==== Supplied information

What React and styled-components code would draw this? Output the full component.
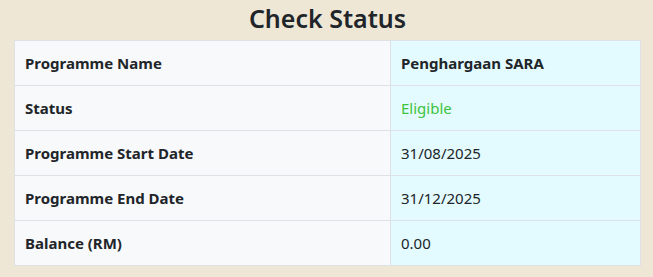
import React from "react";
import styled, { createGlobalStyle } from "styled-components";

const GlobalStyle = createGlobalStyle`
  html, body {
    margin: 0;
    padding: 0;
    background: #efe7d6;
  }
  body {
    font-family: "Noto Sans", "Open Sans", sans-serif;
    color: #212529;
  }
`;

const Page = styled.div`
  padding: 0 12px 0 14px;
`;

const Title = styled.h2`
  margin: 0;
  height: 40px;
  line-height: 36px;
  text-align: center;
  font-size: 25px;
  font-weight: 600;
  color: #212529;
`;

const Table = styled.table`
  width: 100%;
  table-layout: fixed;
  border-collapse: collapse;
  border: 1px solid #dee2e6;
  font-size: 15px;
`;

const Row = styled.tr`
  height: 45px;
`;

const Label = styled.th`
  width: 376px;
  box-sizing: border-box;
  padding: 0 10px;
  text-align: left;
  font-weight: 700;
  background: #f8f9fb;
  border: 1px solid #dee2e6;
`;

const Value = styled.td`
  padding: 0 10px;
  background: #e3fbfe;
  border: 1px solid #dee2e6;
  font-weight: ${(p) => (p.$bold ? 700 : 400)};
  color: ${(p) => (p.$ok ? "#3cc33c" : "#212529")};
`;

const rows = [
  { label: "Programme Name", value: "Penghargaan SARA", bold: true },
  { label: "Status", value: "Eligible", ok: true },
  { label: "Programme Start Date", value: "31/08/2025" },
  { label: "Programme End Date", value: "31/12/2025" },
  { label: "Balance (RM)", value: "0.00" },
];

export default function App() {
  return (
    <>
      <GlobalStyle />
      <Page>
        <Title>Check Status</Title>
        <Table>
          <tbody>
            {rows.map((r) => (
              <Row key={r.label}>
                <Label>{r.label}</Label>
                <Value $bold={r.bold} $ok={r.ok}>
                  {r.value}
                </Value>
              </Row>
            ))}
          </tbody>
        </Table>
      </Page>
    </>
  );
}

========

Select, from the listing, all lines that include the word "components".

Worked solution:
What React and styled-components code would draw this? Output the full component.
import styled, { createGlobalStyle } from "styled-components";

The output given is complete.